Nucleus Sampling (Top-p)
Nucleus sampling, or top-p sampling, is a decoding strategy for language models that samples from the smallest set of tokens whose cumulative probability exceeds a threshold.
Nucleus sampling, commonly called top-p sampling, is a decoding strategy used when a language model generates text. At each step a language model produces a probability distribution over the next possible token, and a decoding strategy decides how to turn that distribution into an actual choice. Nucleus sampling selects from the smallest set of the most probable tokens whose cumulative probability reaches a threshold p, such as 0.9 or 0.95. This dynamic cutoff lets the model balance diversity and coherence more effectively than fixed alternatives.
How it works
After the model computes probabilities for every token in its vocabulary, nucleus sampling sorts the tokens from most to least likely and accumulates their probabilities until the running total reaches the threshold p. The tokens gathered up to that point form the nucleus, and the next token is sampled from only this set after renormalising its probabilities. Everything outside the nucleus is discarded for that step.

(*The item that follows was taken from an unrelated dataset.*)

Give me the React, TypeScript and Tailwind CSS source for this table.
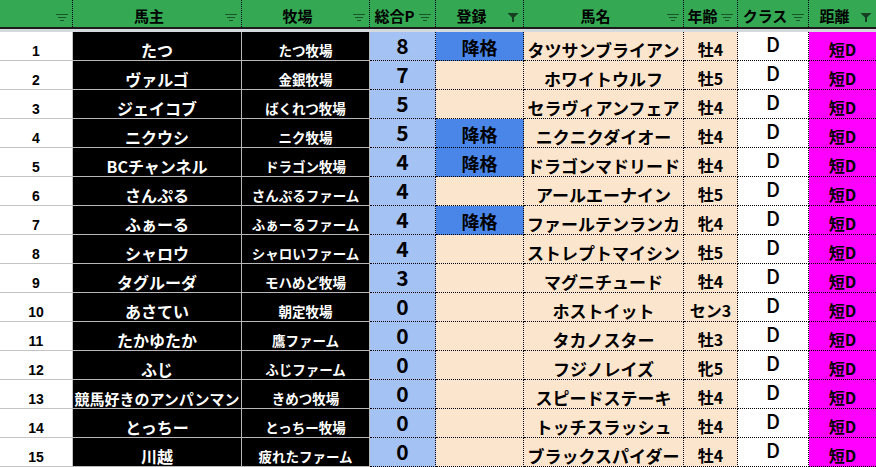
import React from 'react';

type Row = [number, string, string, number, boolean, string, string];

const rows: Row[] = [
  [1, 'たつ', 'たつ牧場', 8, true, 'タツサンブライアン', '牡4'],
  [2, 'ヴァルゴ', '金銀牧場', 7, false, 'ホワイトウルフ', '牡5'],
  [3, 'ジェイコブ', 'ばくれつ牧場', 5, false, 'セラヴィアンフェア', '牡4'],
  [4, 'ニクウシ', 'ニク牧場', 5, true, 'ニクニクダイオー', '牡4'],
  [5, 'BCチャンネル', 'ドラゴン牧場', 4, true, 'ドラゴンマドリード', '牡4'],
  [6, 'さんぷる', 'さんぷるファーム', 4, false, 'アールエーナイン', '牡5'],
  [7, 'ふぁーる', 'ふぁーるファーム', 4, true, 'ファールテンランカ', '牝4'],
  [8, 'シャロウ', 'シャロいファーム', 4, false, 'ストレプトマイシン', '牡5'],
  [9, 'タグルーダ', 'モハめど牧場', 3, false, 'マグニチュード', '牡4'],
  [10, 'あさてい', '朝定牧場', 0, false, 'ホストイット', 'セン3'],
  [11, 'たかゆたか', '鷹ファーム', 0, false, 'タカノスター', '牡3'],
  [12, 'ふじ', 'ふじファーム', 0, false, 'フジノレイズ', '牝5'],
  [13, '競馬好きのアンパンマン', 'きめつ牧場', 0, false, 'スピードステーキ', '牡4'],
  [14, 'とっちー', 'とっちー牧場', 0, false, 'トッチスラッシュ', '牡4'],
  [15, '川越', '疲れたファーム', 0, false, 'ブラックスパイダー', '牡4'],
];

function FilterLines() {
  return (
    <svg width="12" height="8" viewBox="0 0 12 8" className="mr-[4px] mb-[2px] shrink-0">
      <rect x="0" y="0" width="12" height="1" fill="rgba(0,0,0,0.5)" />
      <rect x="2" y="3" width="8" height="1" fill="rgba(0,0,0,0.5)" />
      <rect x="4" y="6" width="4" height="1" fill="rgba(0,0,0,0.5)" />
    </svg>
  );
}

function FilterFunnel() {
  return (
    <svg width="12" height="9" viewBox="0 0 12 9" className="mr-[4px] mb-[2px] shrink-0">
      <path d="M0.5 0H11.5L7 4.5V9H5V4.5Z" fill="#173d22" />
    </svg>
  );
}

const headers: { label: string; active?: boolean }[] = [
  { label: '' },
  { label: '馬主' },
  { label: '牧場' },
  { label: '総合P' },
  { label: '登録', active: true },
  { label: '馬名' },
  { label: '年齢' },
  { label: 'クラス' },
  { label: '距離', active: true },
];

const jp = "font-['Noto_Sans_CJK_JP',sans-serif]";

export default function App() {
  return (
    <div className="w-[876px] h-[467px] overflow-hidden bg-white font-['Noto_Sans_CJK_JP',sans-serif]">
      <div className="grid grid-cols-[73px_169px_128px_66px_88px_160px_54px_71px_67px] h-[27px] bg-[#34a853]">
        {headers.map((h, i) => (
          <div
            key={i}
            className={
              'flex items-end h-[27px] ' +
              (i < 8 ? 'border-r border-dotted border-black' : '')
            }
          >
            <span className="flex-1 text-center text-[15px] leading-none font-bold text-black pb-[4px] whitespace-nowrap">
              {h.label}
            </span>
            <div className="pb-[3px]">{h.active ? <FilterFunnel /> : <FilterLines />}</div>
          </div>
        ))}
      </div>
      <div className="h-[2px] bg-[#1c1c1c]" />
      <div className="h-[3px] bg-[#d6d9dd]" />
      {rows.map((r) => (
        <div
          key={r[0]}
          className="grid grid-cols-[73px_169px_128px_66px_88px_160px_54px_71px_67px] h-[29px]"
        >
          <div className="flex items-end justify-center bg-white border-r border-b border-[#c4c4c4] pb-[2px]">
            <span className="font-['Liberation_Sans',sans-serif] font-bold text-[14px] leading-none text-black">
              {r[0]}
            </span>
          </div>
          <div className="flex items-end justify-center bg-black border-r border-b border-[#b8b8b8] overflow-hidden pb-[2px]">
            <span
              className={
                jp +
                ' font-bold leading-none text-white whitespace-nowrap ' +
                (r[1].length > 9 ? 'text-[15px]' : 'text-[16px]')
              }
            >
              {r[1]}
            </span>
          </div>
          <div className="flex items-end justify-center bg-black border-r border-b border-[#b8b8b8] overflow-hidden pb-[3px]">
            <span className={jp + ' font-bold text-[13.5px] leading-none text-white whitespace-nowrap'}>
              {r[2]}
            </span>
          </div>
          <div className="flex items-end justify-center bg-[#a4c2f4] border-r border-b border-dotted border-black pb-[4px]">
            <span className="font-bold text-[21px] leading-none text-black">{r[3]}</span>
          </div>
          <div
            className={
              'flex items-end justify-center border-r border-b border-dotted border-black pb-[4px] ' +
              (r[4] ? 'bg-[#4a86e8]' : 'bg-[#fce5cd]')
            }
          >
            {r[4] ? (
              <span className="font-bold text-[18px] leading-none text-black">降格</span>
            ) : null}
          </div>
          <div className="flex items-end justify-center bg-[#fce5cd] border-r border-b border-dotted border-black overflow-hidden pb-[2px]">
            <span className="font-bold text-[17px] leading-none text-black whitespace-nowrap">{r[5]}</span>
          </div>
          <div className="flex items-end justify-center bg-[#fce5cd] border-r border-b border-dotted border-black pb-[3px]">
            <span className="font-bold text-[16px] leading-none text-black whitespace-nowrap">{r[6]}</span>
          </div>
          <div className="flex items-end justify-center bg-white border-r border-b border-dotted border-black pb-[6px]">
            <span className="font-medium text-[20px] leading-none text-black">D</span>
          </div>
          <div className="flex items-end justify-center bg-[#ff00ff] border-b border-dotted border-black pb-[3px]">
            <span className="font-bold text-[16px] leading-none text-black">短D</span>
          </div>
        </div>
      ))}
    </div>
  );
}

The important property is that the size of the nucleus adapts to the shape of the distribution. When the model is confident and one or two tokens dominate, the nucleus is small and generation stays focused. When the model is uncertain and probability is spread across many plausible tokens, the nucleus grows and more options remain in play. This adaptivity is what distinguishes nucleus sampling from methods that keep a fixed number of candidates.
Comparison with other strategies
Nucleus sampling is usually understood in relation to three neighbouring techniques.
| Strategy | How it selects tokens | | --- | --- | | Greedy decoding | Always picks the single most probable token | | Beam search | Explores several high-probability sequences in parallel | | Top-k sampling | Samples from a fixed number k of most probable tokens | | Top-p (nucleus) | Samples from a variable set reaching cumulative probability p |
Top-k sampling keeps a constant number of candidates regardless of context, which can be too restrictive when many tokens are reasonable and too permissive when only a few are. Nucleus sampling avoids both failure modes by letting the candidate set expand and contract. Greedy decoding and beam search, by contrast, are largely deterministic and tend to produce repetitive or generic text in open-ended generation, which is why sampling methods are preferred for creative and conversational output.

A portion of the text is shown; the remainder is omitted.